Los Angeles, CA (PRWEB) April 30, 2013
Cordyceps sinensis is a medicinal fungus used for centuries in Asian countries as a health supplement and tonic. Traditionally prescribed by medical practitioners as a kidney and lung supplement, studies have found Cordyceps Sinensis’ impact on the human body reaches other functions as well, such as energy, fertility and anti-inflammation.*
Published in the March 5, 2013 issue of Scientific Journal, a new study details findings revealing Cordyceps Sinensis’ anti-inflammatory properties. These benefits were attributed to Cordyceps Sinensis’ ability to inhibit both canonical and non-canonical inflammasomes. Inflammasomes have been associated with several auto-inflammatory conditions such as gout. This study, performed at the Center for Molecular and Clinical Immunology at Chang Gung University in Taiwan, documents Cordyceps Sinensis’ suppression of interleukin-1ß and interleukin-18 secretion.

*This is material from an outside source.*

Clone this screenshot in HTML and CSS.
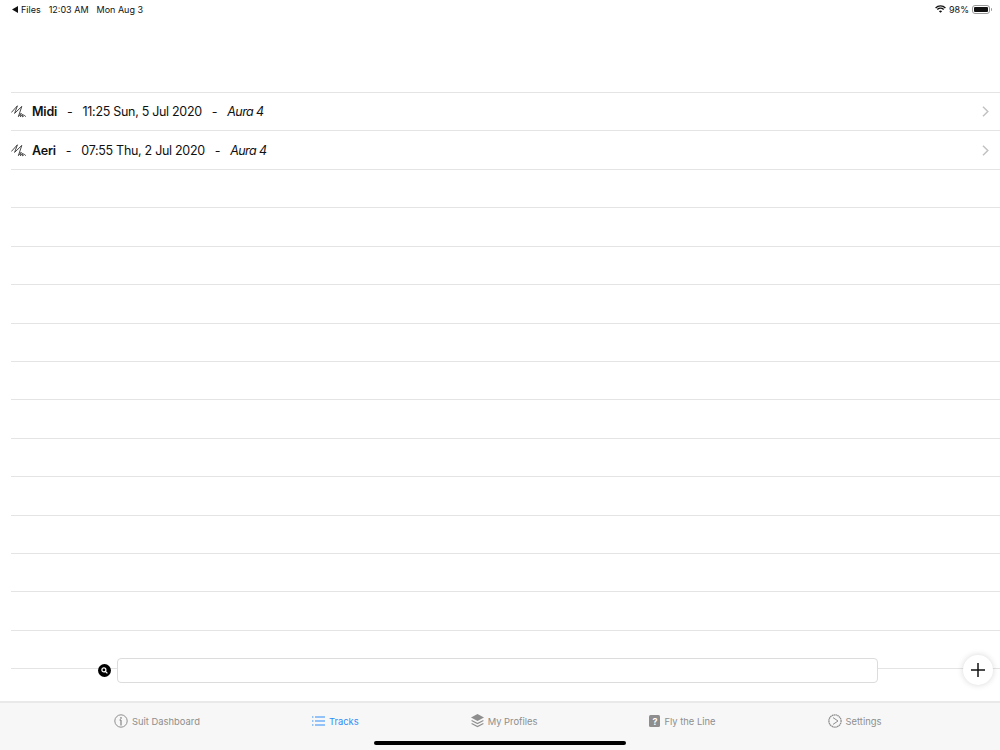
FILE: index.html
```html
<!DOCTYPE html>
<html lang="en">
<head>
<meta charset="UTF-8">
<meta name="viewport" content="width=device-width, initial-scale=1.0">
<title>Tracks</title>
<link rel="stylesheet" href="styles.css">
</head>
<body>

<div class="status">
  <div class="status-left">
    <span class="back"><svg width="6" height="7" viewBox="0 0 6 7"><path d="M0 3.5 6 0v7z" fill="#111"/></svg>Files</span>
    <span>12:03 AM</span>
    <span>Mon Aug 3</span>
  </div>
  <div class="status-right">
    <svg width="11" height="8" viewBox="0 0 11 8" fill="none" stroke="#111" stroke-width="1.4">
      <path d="M.6 2.9a7 7 0 0 1 9.8 0"/>
      <path d="M2.3 4.6a4.6 4.6 0 0 1 6.4 0"/>
      <path d="M5.5 7.8 3.9 6.2a2.3 2.3 0 0 1 3.2 0z" fill="#111" stroke="none"/>
    </svg>
    <span>98%</span>
    <span class="battery"><span class="battery-fill"></span></span>
  </div>
</div>

<main class="main">
  <ul class="tracks">
    <li class="track">
      <svg class="scribble" width="16" height="13" viewBox="0 0 16 13" fill="none" stroke="#333" stroke-width=".9" stroke-linecap="round" stroke-linejoin="round">
        <path d="M.6 7.2 6.4.8 3.6 8.4 10.8 1.4 7.4 11.6l2.8-3.4-.8 3.6 2.6-2.6-.6 2.6 2.2-1.4.8 1"/>
      </svg>
      <b>Midi</b><span>-</span><span>11:25 Sun, 5 Jul 2020</span><span>-</span><i>Aura 4</i>
      <svg class="chevron" width="7" height="11" viewBox="0 0 7 11" fill="none" stroke="#c2c2c5" stroke-width="1.5"><path d="M1 .8 5.8 5.5 1 10.2"/></svg>
    </li>
    <li class="track">
      <svg class="scribble" width="16" height="13" viewBox="0 0 16 13" fill="none" stroke="#333" stroke-width=".9" stroke-linecap="round" stroke-linejoin="round">
        <path d="M.6 7.2 6.4.8 3.6 8.4 10.8 1.4 7.4 11.6l2.8-3.4-.8 3.6 2.6-2.6-.6 2.6 2.2-1.4.8 1"/>
      </svg>
      <b>Aeri</b><span>-</span><span>07:55 Thu, 2 Jul 2020</span><span>-</span><i>Aura 4</i>
      <svg class="chevron" width="7" height="11" viewBox="0 0 7 11" fill="none" stroke="#c2c2c5" stroke-width="1.5"><path d="M1 .8 5.8 5.5 1 10.2"/></svg>
    </li>
    <li class="track"></li>
    <li class="track"></li>
    <li class="track"></li>
    <li class="track"></li>
    <li class="track"></li>
    <li class="track"></li>
    <li class="track"></li>
    <li class="track"></li>
    <li class="track"></li>
    <li class="track"></li>
    <li class="track"></li>
    <li class="track"></li>
    <li class="track"></li>
  </ul>

  <div class="search-row">
    <span class="search-icon">
      <svg width="7" height="7" viewBox="0 0 7 7" fill="none" stroke="#fff" stroke-width="1.2"><circle cx="2.9" cy="2.9" r="2"/><path d="M4.4 4.4 6.4 6.4"/></svg>
    </span>
    <input class="search-input" type="text" aria-label="Search">
    <button class="add" type="button" aria-label="Add">
      <svg width="14" height="14" viewBox="0 0 14 14" stroke="#111" stroke-width="1.5"><path d="M7 0v14M0 7h14"/></svg>
    </button>
  </div>
</main>

<nav class="tabs">
  <a class="tab">
    <svg width="14" height="14" viewBox="0 0 14 14" fill="none" stroke="#8e8e8e" stroke-width="1"><circle cx="7" cy="7" r="6.2"/><path d="M7 6v5.5M5.6 6H7" stroke-width="1.3"/><circle cx="7" cy="3.9" r=".9" fill="#8e8e8e" stroke="none"/></svg>
    Suit Dashboard
  </a>
  <a class="tab active">
    <svg width="13" height="10" viewBox="0 0 13 10" stroke="#2f8dfa" stroke-width="1.2"><path d="M3 1h10M3 5h10M3 9h10M0 1h1.4M0 5h1.4M0 9h1.4"/></svg>
    Tracks
  </a>
  <a class="tab">
    <svg width="13" height="14" viewBox="0 0 13 14" fill="none"><path d="M6.5 0 13 3.5 6.5 7 0 3.5z" fill="#8e8e8e"/><path d="M.6 6.4 6.5 9.6l5.9-3.2M.6 9.4l5.9 3.2 5.9-3.2" stroke="#8e8e8e" stroke-width="1.1"/></svg>
    My Profiles
  </a>
  <a class="tab">
    <span class="help">?</span>
    Fly the Line
  </a>
  <a class="tab">
    <svg width="14" height="14" viewBox="0 0 14 14" fill="none" stroke="#8e8e8e"><circle cx="7" cy="7" r="6.1" stroke-width="1.3" stroke-dasharray="1.5 .4"/><path d="M5 3.6 10 7l-5 3.4" stroke-width="1"/></svg>
    Settings
  </a>
</nav>

<div class="home-bar"></div>

</body>
</html>
```

FILE: styles.css
```css
* {
  box-sizing: border-box;
}

body {
  position: relative;
  display: flex;
  flex-direction: column;
  height: 750px;
  margin: 0;
  overflow: hidden;
  background: #fff;
  color: #111;
  font-family: Inter, "Noto Sans", sans-serif;
}

.status {
  display: flex;
  justify-content: space-between;
  align-items: center;
  height: 18px;
  padding: 0 10px 0 12px;
  font-size: 9px;
}

.status-left {
  display: flex;
  gap: 8px;
}

.back {
  display: flex;
  align-items: center;
  gap: 3px;
}

.status-right {
  display: flex;
  align-items: center;
  gap: 3px;
}

.battery {
  position: relative;
  display: block;
  width: 18px;
  height: 9px;
  padding: 1px;
  border: 1px solid #999;
  border-radius: 3px;
}

.battery::after {
  content: "";
  position: absolute;
  right: -3px;
  top: 2px;
  width: 1.5px;
  height: 3px;
  background: #999;
  border-radius: 0 1px 1px 0;
}

.battery-fill {
  display: block;
  width: 100%;
  height: 100%;
  background: #111;
  border-radius: 1px;
}

.main {
  flex: 1;
  display: flex;
  flex-direction: column;
  padding-top: 74px;
}

.tracks {
  list-style: none;
  margin: 0;
  padding: 0 0 0 11px;
}

.track {
  display: flex;
  align-items: center;
  gap: 10px;
  height: 38.43px;
  padding: 0.5px 11px 0 0;
  border-top: 1px solid #e4e4e4;
  font-size: 12.5px;
  letter-spacing: -0.3px;
}

.track b {
  font-weight: 600;
  font-size: 12.5px;
  letter-spacing: -0.2px;
}

.track i {
  letter-spacing: -0.6px;
}

.scribble {
  margin-right: -5px;
}

.chevron {
  margin-left: auto;
}

.search-row {
  position: relative;
  display: flex;
  align-items: center;
  height: 40px;
  margin-top: -18px;
  padding: 0 7px 0 98px;
}

/* the last ruled line runs behind the search field */
.search-row::before {
  content: "";
  position: absolute;
  left: 11px;
  right: 0;
  top: 18px;
  border-top: 1px solid #e4e4e4;
}

.search-icon {
  position: relative;
  display: flex;
  align-items: center;
  justify-content: center;
  width: 13px;
  height: 13px;
  margin-right: 6px;
  background: #000;
  border-radius: 50%;
}

.search-input {
  position: relative;
  width: 761px;
  height: 25px;
  background: #fff;
  border: 1.5px solid #dcdcdc;
  border-radius: 4px;
}

.add {
  position: relative;
  display: flex;
  align-items: center;
  justify-content: center;
  width: 30px;
  height: 30px;
  margin-left: auto;
  padding: 0;
  background: #fff;
  border: 0;
  border-radius: 50%;
  box-shadow: 0 0 6px rgba(0,0,0,0.16);
}

.tabs {
  display: flex;
  gap: 112px;
  height: 49px;
  padding: 9px 0 0 114px;
  background: #f7f7f7;
  border-top: 2px solid #e9e9e9;
}

.tab {
  display: flex;
  align-items: center;
  align-self: start;
  height: 18px;
  gap: 4px;
  color: #8e8e8e;
  font-size: 9.4px;
}

.tab.active {
  color: #2f8dfa;
}

.help {
  display: flex;
  align-items: center;
  justify-content: center;
  width: 11px;
  height: 12px;
  background: #8e8e8e;
  border-radius: 1.5px;
  color: #fff;
  font-size: 9px;
  font-weight: 700;
}

.home-bar {
  position: absolute;
  left: 374px;
  top: 741px;
  width: 252px;
  height: 4px;
  background: #000;
  border-radius: 2px;
}
```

The study uses a specific anamorphic mycelial form of Cordyceps Sinensis known as Hirsutella Sinensis. This specific strain has proven to be rare and difficult to cultivate. Through Molecular Germplasm Identification, this particular strain of Cordyceps Sinensis' rDNA sequence matches wild-grown Cordyceps Sinensis by 99.645%, proving authenticity. Other strains on the market match only by 82.791%.
How to cite the study: Huang, T. et al. Hirsutella sinensis mycelium suppresses interleukin-1b and interleukin-18 secretion by inhibiting both canonical and non-canonical inflammasomes. Sci. Rep. 3, 1374; DOI:10.1038/srep01374 (2013).
*Legal Disclaimer: These statements have not been evaluated by the Food and Drug Administration. This product is not intended to diagnose, treat, cure, or prevent any disease.